Teardown had one final creative leap to make before it became the game it is today. Gustafsson’s first heist levels were long corridors along which the player would have to proceed, grab the loot and return the same way to return to the getaway van. They had one target to grab and a set distance to cover.

But as he and Bengtsson, who’d rejoined the project, designed maps, they discovered that the obstacles available to them – elevation, distance, water – really weren’t giving much to work with. But what if players had to steal multiple targets? And what if they were scattered across a wide level, rather than being located at the end of a long corridor?

The game suddenly opened up, presenting a broad physical and temporal space for creative destruction. Bengtsson and Gustafsson had found their game.
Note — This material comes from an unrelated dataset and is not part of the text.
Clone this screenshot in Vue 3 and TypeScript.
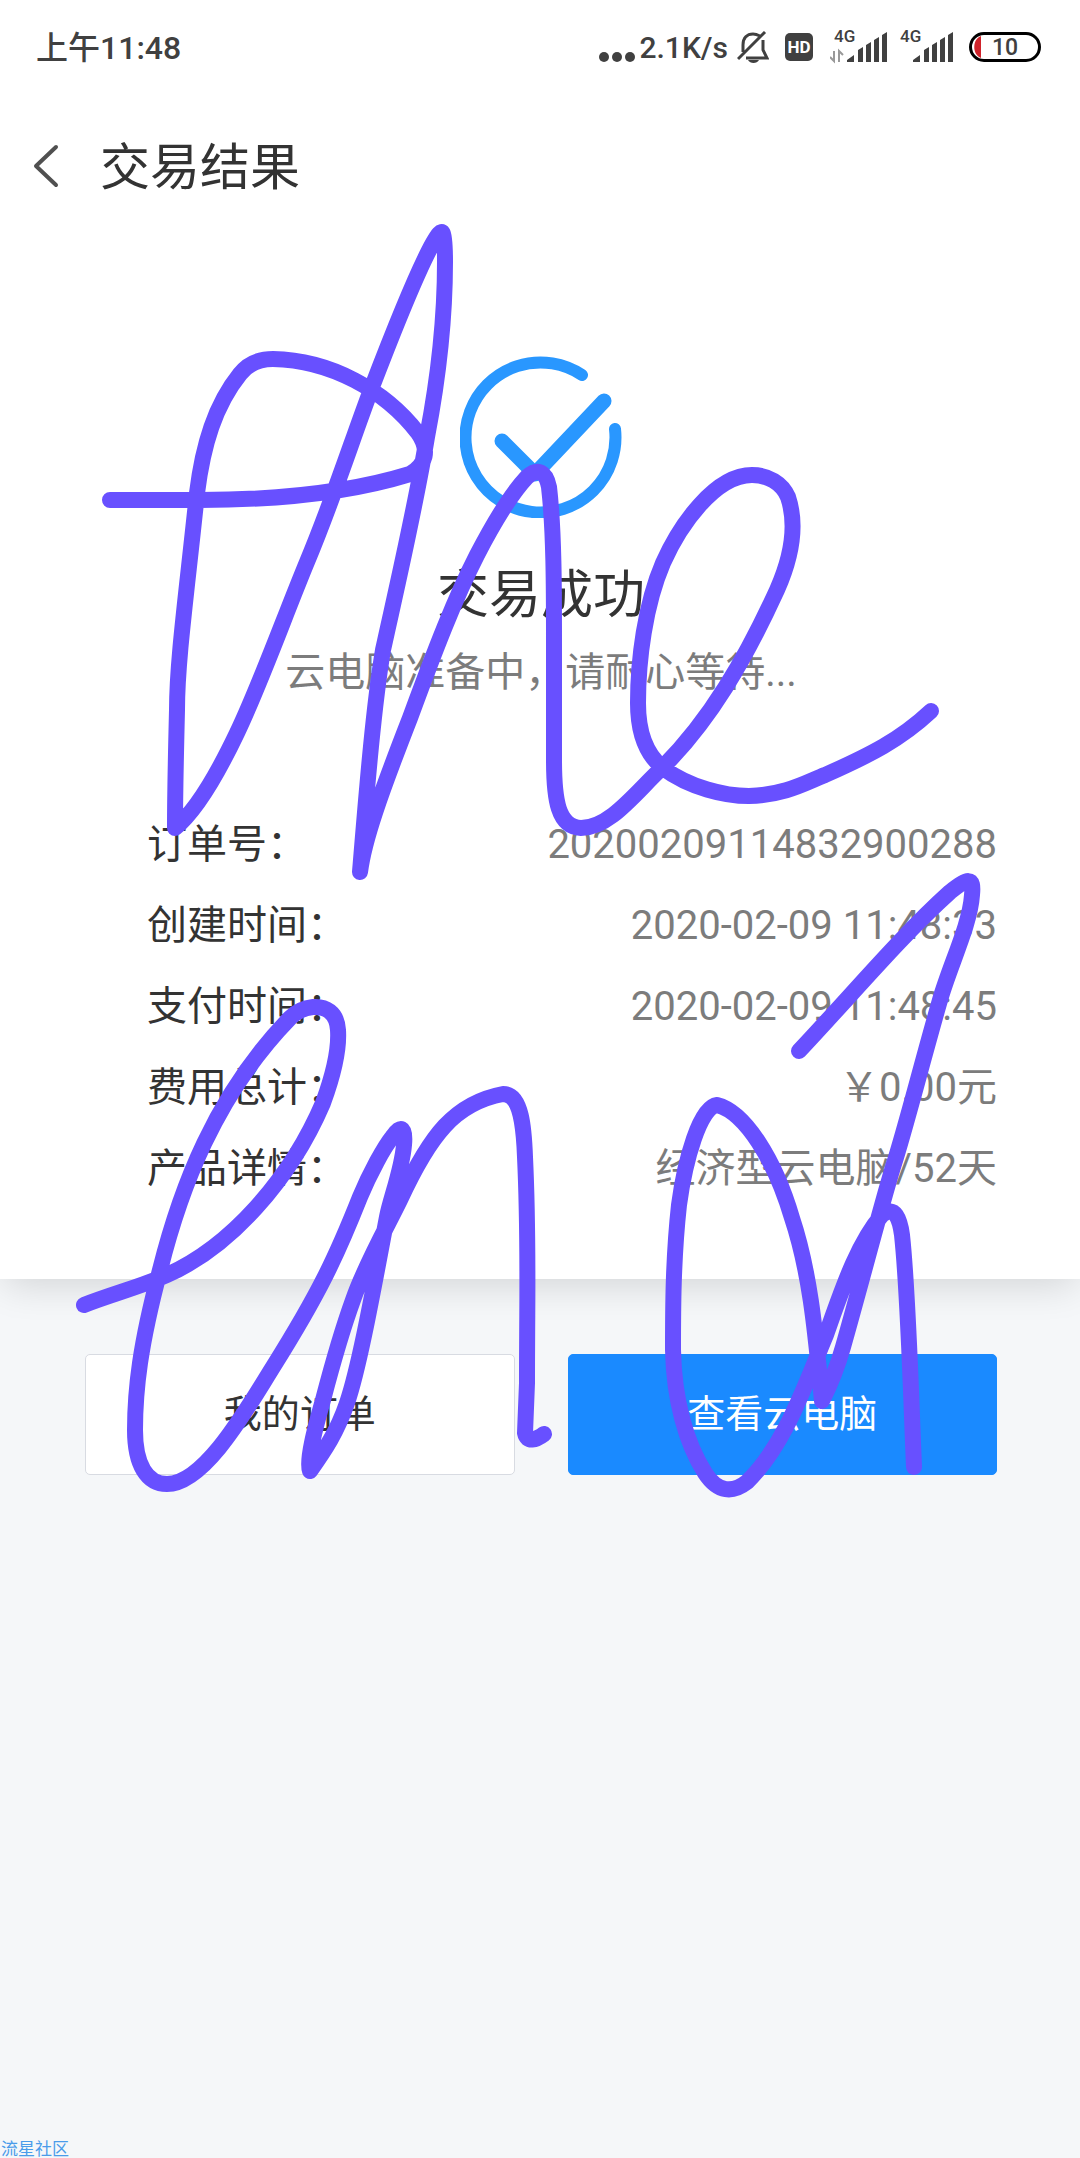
<script setup lang="ts">
interface Row {
  label: string
  value: string
}

const rows: Row[] = [
  { label: '订单号：', value: '20200209114832900288' },
  { label: '创建时间：', value: '2020-02-09 11:48:33' },
  { label: '支付时间：', value: '2020-02-09 11:48:45' },
  { label: '费用总计：', value: '￥0.00元' },
  { label: '产品详情：', value: '经济型云电脑/52天' },
]
</script>

<template>
  <div class="screen">
    <div class="status">
      <span class="time">上午11:48</span>
      <div class="indicators">
        <svg class="dots" width="36" height="32" viewBox="0 0 36 32">
          <circle cx="5" cy="26" r="5" /><circle cx="18" cy="26" r="5" /><circle cx="31" cy="26" r="5" />
        </svg>
        <span class="speed">2.1K/s</span>
        <svg class="bell" width="32" height="32" viewBox="0 0 32 32" fill="none" stroke="#404040" stroke-width="3">
          <path d="M1 28 28 1M6 21V14C6 7 10 3 16 3c3 0 5 1 7 2M26 9v10l4 8H9" />
          <path d="M11 29h11c-2 4-9 4-11 0z" fill="#404040" stroke="none" />
        </svg>
        <svg class="hd" width="28" height="28" viewBox="0 0 28 28">
          <rect width="28" height="28" rx="5" fill="#404040" />
          <text x="14" y="20" text-anchor="middle" font-size="17" font-weight="700" fill="#fff">HD</text>
        </svg>
        <svg class="signal" width="57" height="44" viewBox="0 -6 57 44">
          <text x="4" y="11" font-size="17" font-weight="500">4G</text>
          <path d="M17 31v-2l7-5v7zM28 31V19l5-3v15zM36 31V14l5-3v20zM44 31V9l5-3v25zM52 31V4l5-3v30z" />
          <path d="M4 20v10L0 26M9 31V20l4 4" fill="none" stroke="#999" stroke-width="2" />
        </svg>
        <svg class="signal second" width="53" height="44" viewBox="4 -6 53 44">
          <text x="4" y="11" font-size="17" font-weight="500">4G</text>
          <path d="M17 31v-2l7-5v7zM28 31V19l5-3v15zM36 31V14l5-3v20zM44 31V9l5-3v25zM52 31V4l5-3v30z" />
        </svg>
        <svg class="battery" width="72" height="30" viewBox="0 0 72 30">
          <path d="M12 4C3 7 3 23 12 26z" fill="#d0232b" />
          <rect x="1.500" y="1.500" width="69" height="27" rx="13.500" fill="none" stroke="#000" stroke-width="3" />
          <text x="36" y="23" text-anchor="middle" font-size="23" font-weight="500">10</text>
        </svg>
      </div>
    </div>

    <header class="bar">
      <button class="back" type="button" aria-label="返回">
        <svg width="28" height="44" viewBox="0 0 28 44" fill="none" stroke="#505050" stroke-width="4" stroke-linecap="round" stroke-linejoin="round">
          <path d="M24 3 4 22 24 41" />
        </svg>
      </button>
      <h1>交易结果</h1>
    </header>

    <main>
      <section class="result">
        <svg class="tick" width="162" height="162" viewBox="0 0 162 162" fill="none" stroke="#2997ff" stroke-linecap="round">
          <path d="M122 19A75 75 0 1 0 155 73" stroke-width="12" />
          <path d="M42 85 75 118 144 45" stroke-width="15" stroke-linejoin="round" />
        </svg>
        <h2>交易成功</h2>
        <p>云电脑准备中，请耐心等待...</p>
        <dl>
          <div v-for="row in rows" :key="row.label" class="row">
            <dt>{{ row.label }}</dt>
            <dd>{{ row.value }}</dd>
          </div>
        </dl>
      </section>
      <div class="actions">
        <button class="action" type="button">我的订单</button>
        <button class="action primary" type="button">查看云电脑</button>
      </div>
    </main>

    <footer>流星社区</footer>

    <!-- Pen strokes drawn over the page -->
    <svg class="ink" viewBox="0 0 1080 2158" aria-hidden="true">
      <path
        d="M110 500H200C290 500 355 491 410 474C426 465 430 450 418 433C385 390 330 360 273 359
           C257 359 247 365 240 374C215 405 203 445 197 493C187 590 177 660 177 710C176 750 175 800 175 828
           C195 812 217 775 237 733C260 685 285 615 307 562C333 500 352 440 372 387C390 340 415 275 433 243
           C443 225 445 228 445 262C445 330 437 385 427 437C415 510 395 595 383 650C373 710 366 800 360 872
           C364 840 380 795 410 718C435 650 455 598 477 555C490 530 510 495 527 477C538 467 546 472 549 487
           C554 530 554 590 554 640V760C554 800 558 827 581 828C610 828 635 793 663 767
           C710 720 745 660 777 590C797 545 794 515 788 497C782 483 768 475 752 475C715 475 680 525 663 563
           C645 605 638 660 638 703C638 735 648 756 663 768C690 788 725 796 749 796C785 795 805 783 825 775
           C870 755 900 740 931 711"
      />
      <path
        d="M84 1305C115 1293 140 1287 167 1275C230 1247 290 1180 323 1103C337 1065 339 1045 338 1030
           C337 1012 325 1006 313 1007C303 1008 296 1012 290 1018C215 1095 180 1190 160 1270
           C140 1345 135 1390 135 1430C135 1465 147 1484 167 1484C205 1484 248 1407 273 1367
           C320 1292 337 1255 360 1197C370 1173 384 1147 393 1136C400 1126 406 1125 404 1145
           C402 1170 390 1200 387 1217C375 1280 360 1365 347 1403C337 1432 325 1450 310 1471
           C306 1460 316 1425 323 1400C334 1358 345 1322 353 1300C365 1265 388 1225 400 1200
           C430 1135 455 1103 503 1094C522 1094 524 1130 525 1157C529 1240 527 1290 527 1383
           L525 1433C527 1443 536 1440 544 1434"
      />
      <path
        d="M799 1051C850 997 900 937 950 892C968 878 974 876 972 895C970 925 950 965 940 1000
           C920 1070 905 1130 893 1167C880 1210 862 1280 843 1347C838 1365 830 1385 822 1401
           C816 1340 811 1275 792 1218C775 1160 745 1112 717 1105C700 1107 685 1160 679 1205
           C673 1260 673 1310 673 1350C674 1400 686 1443 705 1473C718 1493 733 1493 747 1482
           C785 1445 805 1385 826 1335C845 1280 860 1240 882 1215C895 1204 900 1220 902 1235
           C908 1290 910 1370 914 1467"
      />
    </svg>
  </div>
</template>

<style>
body {
  margin: 0;
  background: #f5f7f9;
}
</style>

<style scoped>
.screen {
  position: relative;
  display: flex;
  flex-direction: column;
  min-height: 100vh;
  color: #333;
  font-family: Roboto, "Noto Sans CJK SC", sans-serif;
}

.status {
  display: flex;
  justify-content: space-between;
  align-items: center;
  height: 94px;
  padding: 0 39px 0 36px;
  background: #fff;
  color: #404040;
  font-weight: 500;
}

.time {
  padding-bottom: 4px;
  font-size: 32px;
}

.indicators {
  display: flex;
  align-items: center;
}

.indicators svg {
  flex: none;
  fill: #404040;
}

.indicators .bell {
  fill: none;
}

.speed {
  margin: 0 9px 0 4px;
  font-size: 30px;
}

.hd {
  margin: 0 17px 0 16px;
}

.second {
  margin: 0 16px 0 13px;
}

.bar {
  display: flex;
  align-items: center;
  height: 144px;
  padding: 0 32px;
  background: #fff;
}

.back {
  display: flex;
  width: 68px;
  padding: 0;
  border: 0;
  background: none;
}

h1,
h2 {
  margin: 0;
  font-weight: 400;
}

h1 {
  padding-top: 4px;
  font-size: 50px;
  line-height: 72px;
}

.result {
  display: flex;
  flex-direction: column;
  align-items: center;
  padding: 118px 83px 70px 85px;
  background: #fff;
  box-shadow: 0 10px 36px -4px rgba(0, 0, 0, 0.14);
}

.bar,
.status {
  position: relative;
  z-index: 1;
}

h2 {
  margin-top: 40px;
  font-size: 52px;
  line-height: 76px;
}

p {
  margin: 9px 0 0;
  color: #7c7c7c;
  font-size: 40px;
  line-height: 60px;
}

dl {
  align-self: stretch;
  margin: 101px 0 0 62px;
}

.row {
  display: flex;
  justify-content: space-between;
  font-size: 40px;
  line-height: 81px;
}

dd {
  margin: 0;
  color: #7c7c7c;
}

.actions {
  display: flex;
  gap: 53px;
  padding: 75px 83px 75px 85px;
}

.action {
  flex: 1;
  height: 121px;
  padding: 0 0 8px;
  border: 1px solid #d8dbe2;
  border-radius: 5px;
  background: #fff;
  color: #333;
  font: inherit;
  font-size: 38px;
}

.primary {
  border-color: #1a8aff;
  background: #1a8aff;
  color: #fff;
}

footer {
  margin-top: auto;
  padding-left: 1px;
  color: #4a9cea;
  font-size: 17px;
  line-height: 18px;
}

.ink {
  position: absolute;
  z-index: 2;
  top: 0;
  left: 0;
  width: 100%;
  fill: none;
  stroke: #6850ff;
  stroke-width: 16;
  stroke-linecap: round;
  stroke-linejoin: round;
  pointer-events: none;
}
</style>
Of course, since release in Early Access, it’s turned out that the most popular levels in Teardown don’t involve the countdown. Players’ favourite levels are the one in the Hollowrock Island map, in which a helicopter gunship appears when you trigger the second phase, the one where you’re dodging lightning strikes while stealing paintings, and the ones where you’re demolishing buildings.

So as work continues on the forthcoming second part of the game, Bengtsson and Gustafsson will focus on missions without countdowns. “But it’s also hard to say, because usually when a game has a lot of missions of one type and a few outsiders, you tend to like the outsiders more. But if you fill the game with the outsiders you’ll like the others.” Gustafsson laughs. “So I think we’ll try to find a better mix.”

For him, though, Teardown’s at its best when it’s against the clock. “I really like the time-based heist missions, because I enjoy this optimisation aspect, of going back to perfect things.” It’s a preference which seems to speak about his determined attitude to game design, one which found something that no one had managed before: a great game in destruction.